What you need to do:
Begin with the first line below and retype each line exactly through the line containing "<options-dialog></options-dialog>". Any pictures are to be left out.

• • •

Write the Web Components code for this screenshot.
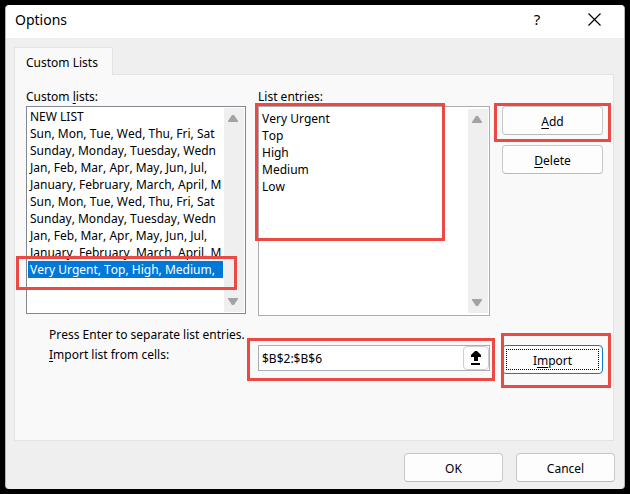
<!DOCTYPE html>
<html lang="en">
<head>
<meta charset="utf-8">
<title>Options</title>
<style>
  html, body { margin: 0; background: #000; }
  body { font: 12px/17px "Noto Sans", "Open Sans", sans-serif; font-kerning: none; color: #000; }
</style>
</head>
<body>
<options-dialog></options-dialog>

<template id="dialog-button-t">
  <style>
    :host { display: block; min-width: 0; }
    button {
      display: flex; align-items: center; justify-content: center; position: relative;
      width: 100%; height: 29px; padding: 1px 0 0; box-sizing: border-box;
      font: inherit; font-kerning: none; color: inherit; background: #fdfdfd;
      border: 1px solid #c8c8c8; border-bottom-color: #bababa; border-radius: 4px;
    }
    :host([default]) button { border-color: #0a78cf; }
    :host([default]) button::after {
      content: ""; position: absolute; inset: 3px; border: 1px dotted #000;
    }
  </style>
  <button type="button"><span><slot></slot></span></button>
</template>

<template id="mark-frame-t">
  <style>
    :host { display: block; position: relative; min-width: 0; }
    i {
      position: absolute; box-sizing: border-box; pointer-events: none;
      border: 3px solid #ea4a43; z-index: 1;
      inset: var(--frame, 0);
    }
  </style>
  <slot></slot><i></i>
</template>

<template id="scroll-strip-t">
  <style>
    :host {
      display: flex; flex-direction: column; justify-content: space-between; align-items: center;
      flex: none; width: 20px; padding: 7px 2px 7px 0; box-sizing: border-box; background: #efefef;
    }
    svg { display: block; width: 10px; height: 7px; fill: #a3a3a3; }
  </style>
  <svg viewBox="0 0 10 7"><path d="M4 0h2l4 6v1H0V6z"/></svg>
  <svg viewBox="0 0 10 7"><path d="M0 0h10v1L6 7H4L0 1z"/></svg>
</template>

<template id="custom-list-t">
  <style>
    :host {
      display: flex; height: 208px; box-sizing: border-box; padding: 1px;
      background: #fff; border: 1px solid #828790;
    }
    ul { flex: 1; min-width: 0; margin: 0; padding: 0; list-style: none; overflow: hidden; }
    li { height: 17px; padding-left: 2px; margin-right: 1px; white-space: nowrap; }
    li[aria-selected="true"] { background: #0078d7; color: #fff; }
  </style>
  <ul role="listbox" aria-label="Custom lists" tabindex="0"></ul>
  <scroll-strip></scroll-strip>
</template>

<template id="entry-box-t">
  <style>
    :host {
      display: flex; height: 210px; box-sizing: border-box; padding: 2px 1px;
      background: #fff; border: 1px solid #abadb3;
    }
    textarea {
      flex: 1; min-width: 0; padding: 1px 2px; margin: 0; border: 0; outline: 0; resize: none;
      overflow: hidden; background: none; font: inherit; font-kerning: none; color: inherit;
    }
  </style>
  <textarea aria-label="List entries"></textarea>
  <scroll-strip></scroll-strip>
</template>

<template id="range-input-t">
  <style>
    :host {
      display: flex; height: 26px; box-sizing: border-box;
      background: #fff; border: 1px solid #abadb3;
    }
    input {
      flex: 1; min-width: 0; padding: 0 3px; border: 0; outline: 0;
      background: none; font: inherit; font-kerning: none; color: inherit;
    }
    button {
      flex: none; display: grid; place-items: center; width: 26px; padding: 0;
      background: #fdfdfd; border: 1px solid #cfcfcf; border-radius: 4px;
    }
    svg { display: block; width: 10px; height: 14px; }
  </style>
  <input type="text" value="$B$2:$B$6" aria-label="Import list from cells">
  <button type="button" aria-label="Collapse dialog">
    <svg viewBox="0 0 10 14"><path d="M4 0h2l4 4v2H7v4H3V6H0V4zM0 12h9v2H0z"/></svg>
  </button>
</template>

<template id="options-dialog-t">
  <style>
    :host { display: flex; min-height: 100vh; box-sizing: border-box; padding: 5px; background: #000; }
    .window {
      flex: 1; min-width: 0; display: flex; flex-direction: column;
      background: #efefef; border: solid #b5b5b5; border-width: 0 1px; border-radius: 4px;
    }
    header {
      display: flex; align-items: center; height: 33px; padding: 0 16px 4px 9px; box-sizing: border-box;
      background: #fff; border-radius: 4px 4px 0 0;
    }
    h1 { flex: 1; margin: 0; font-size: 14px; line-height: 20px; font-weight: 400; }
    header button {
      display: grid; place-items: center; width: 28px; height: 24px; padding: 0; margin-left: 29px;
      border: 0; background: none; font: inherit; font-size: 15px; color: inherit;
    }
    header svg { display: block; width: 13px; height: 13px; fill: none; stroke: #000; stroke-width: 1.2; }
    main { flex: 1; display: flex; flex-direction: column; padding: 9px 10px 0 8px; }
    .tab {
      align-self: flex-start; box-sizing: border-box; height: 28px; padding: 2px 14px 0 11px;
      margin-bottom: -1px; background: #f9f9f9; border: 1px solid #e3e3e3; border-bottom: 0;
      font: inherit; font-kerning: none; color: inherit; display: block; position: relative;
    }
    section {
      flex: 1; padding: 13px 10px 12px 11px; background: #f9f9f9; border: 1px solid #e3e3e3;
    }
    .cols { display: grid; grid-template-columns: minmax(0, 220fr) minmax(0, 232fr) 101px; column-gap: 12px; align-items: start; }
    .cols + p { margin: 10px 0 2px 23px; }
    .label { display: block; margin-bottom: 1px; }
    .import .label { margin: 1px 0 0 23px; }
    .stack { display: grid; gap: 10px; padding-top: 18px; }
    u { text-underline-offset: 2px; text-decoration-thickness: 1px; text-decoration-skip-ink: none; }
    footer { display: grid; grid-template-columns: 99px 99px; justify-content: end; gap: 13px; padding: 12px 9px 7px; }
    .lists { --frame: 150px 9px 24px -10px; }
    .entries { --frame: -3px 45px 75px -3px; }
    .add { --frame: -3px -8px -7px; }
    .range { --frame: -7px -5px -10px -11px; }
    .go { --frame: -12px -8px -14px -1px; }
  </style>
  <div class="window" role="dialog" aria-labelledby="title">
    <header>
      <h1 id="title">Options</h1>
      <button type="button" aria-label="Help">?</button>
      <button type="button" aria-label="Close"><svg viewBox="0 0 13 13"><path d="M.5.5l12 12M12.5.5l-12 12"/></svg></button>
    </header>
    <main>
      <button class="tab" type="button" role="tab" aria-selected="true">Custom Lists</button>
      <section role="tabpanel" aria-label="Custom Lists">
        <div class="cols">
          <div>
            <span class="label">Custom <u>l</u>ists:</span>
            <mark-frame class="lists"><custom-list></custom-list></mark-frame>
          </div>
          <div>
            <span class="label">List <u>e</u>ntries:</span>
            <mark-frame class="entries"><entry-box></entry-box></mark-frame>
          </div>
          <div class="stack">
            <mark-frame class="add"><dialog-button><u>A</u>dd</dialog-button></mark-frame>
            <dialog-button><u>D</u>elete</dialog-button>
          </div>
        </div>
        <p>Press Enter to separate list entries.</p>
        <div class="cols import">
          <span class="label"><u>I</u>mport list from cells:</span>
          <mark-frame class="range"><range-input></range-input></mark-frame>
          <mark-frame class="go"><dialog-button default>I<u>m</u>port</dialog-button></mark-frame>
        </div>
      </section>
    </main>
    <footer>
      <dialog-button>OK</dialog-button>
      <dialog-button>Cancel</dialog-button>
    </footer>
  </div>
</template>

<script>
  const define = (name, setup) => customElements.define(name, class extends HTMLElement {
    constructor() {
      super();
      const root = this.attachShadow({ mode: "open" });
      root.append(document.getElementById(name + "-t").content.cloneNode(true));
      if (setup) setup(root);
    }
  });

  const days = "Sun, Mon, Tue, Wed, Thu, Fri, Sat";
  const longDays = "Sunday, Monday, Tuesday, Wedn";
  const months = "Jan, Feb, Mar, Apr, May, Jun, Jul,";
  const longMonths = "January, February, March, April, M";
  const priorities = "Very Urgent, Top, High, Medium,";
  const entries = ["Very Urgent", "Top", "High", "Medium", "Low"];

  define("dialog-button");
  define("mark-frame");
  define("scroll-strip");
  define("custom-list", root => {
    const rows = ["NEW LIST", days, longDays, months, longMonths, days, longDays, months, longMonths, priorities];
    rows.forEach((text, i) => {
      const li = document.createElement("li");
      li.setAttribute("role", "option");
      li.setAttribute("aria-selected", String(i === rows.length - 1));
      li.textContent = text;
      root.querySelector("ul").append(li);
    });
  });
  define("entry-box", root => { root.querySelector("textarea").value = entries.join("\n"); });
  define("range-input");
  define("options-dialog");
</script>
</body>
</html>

• • •

Right answer:
Write the Web Components code for this screenshot.
<!DOCTYPE html>
<html lang="en">
<head>
<meta charset="utf-8">
<title>Options</title>
<style>
  html, body { margin: 0; background: #000; }
  body { font: 12px/17px "Noto Sans", "Open Sans", sans-serif; font-kerning: none; color: #000; }
</style>
</head>
<body>
<options-dialog></options-dialog>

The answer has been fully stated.